As the dust of WWII settled, the uneasy peace between the Western superpowers and the USSR was faltering. Tensions escalated as both sides built ever bigger nuclear arsenals. But, artists weren’t confined to the sidelines. They were fighting an ideological war, using propaganda to win the hearts of their own people and to sway opinions beyond their borders.
Thirty years after the collapse of the Soviet Union, its legacy lives on through propaganda posters. These posters are more than just propaganda; they reflect the cultural narrative and values of the Soviet era, providing a glimpse into the Soviet mindset. Despite their creativity and historical significance, these posters are often undervalued when compared to Western posters from the same time period. Here’s why that’s so.
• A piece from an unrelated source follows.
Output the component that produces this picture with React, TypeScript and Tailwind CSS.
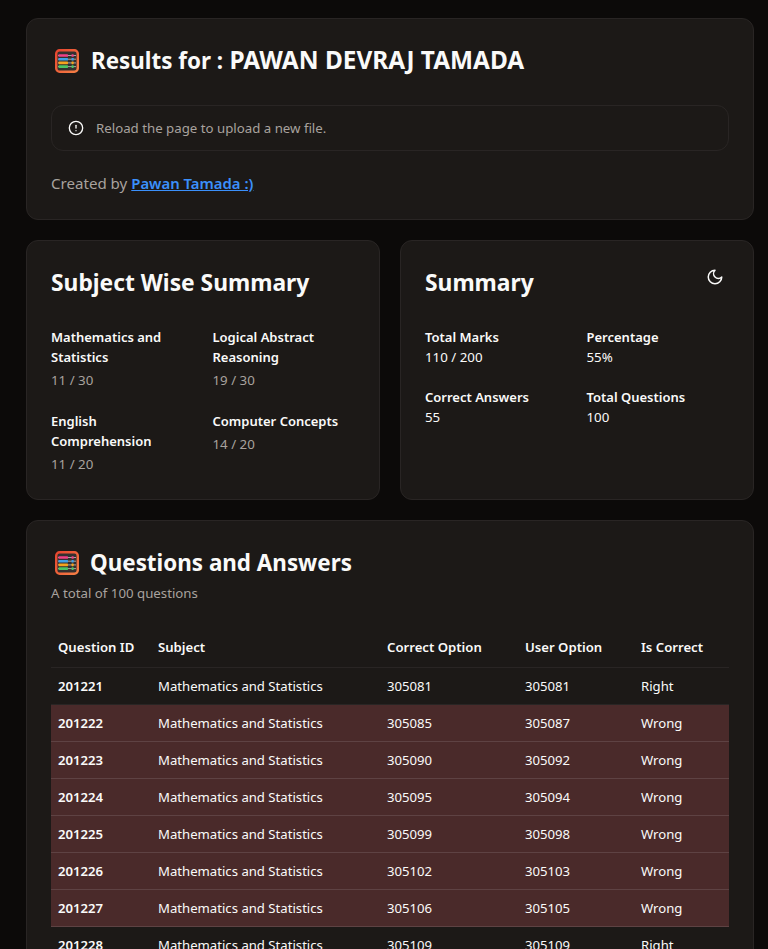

Symbols are a powerful cultural language, used to convey complex ideas with simplicity and elegance. Soviet artists were masters of this language, using symbols in their art to create powerful and evocative images that could be understood at first glance. Their art was not only aesthetically pleasing, but also emotionally resonant, striking a chord with audiences and leaving a lasting impression.
Soviet art tells the stories of humanity. Russian artist, Kandinsky, said that “each period of culture produces an art of its own which can never be repeated.” Through art, it becomes possible to chart the events that shaped and defined the USSR - from the Boshivak revolution, to the rise of Stalin, and finally the fall of the USSR. The bold colours of Soviet propaganda posters along with their increasing rarity, make them a sought-after collectors item.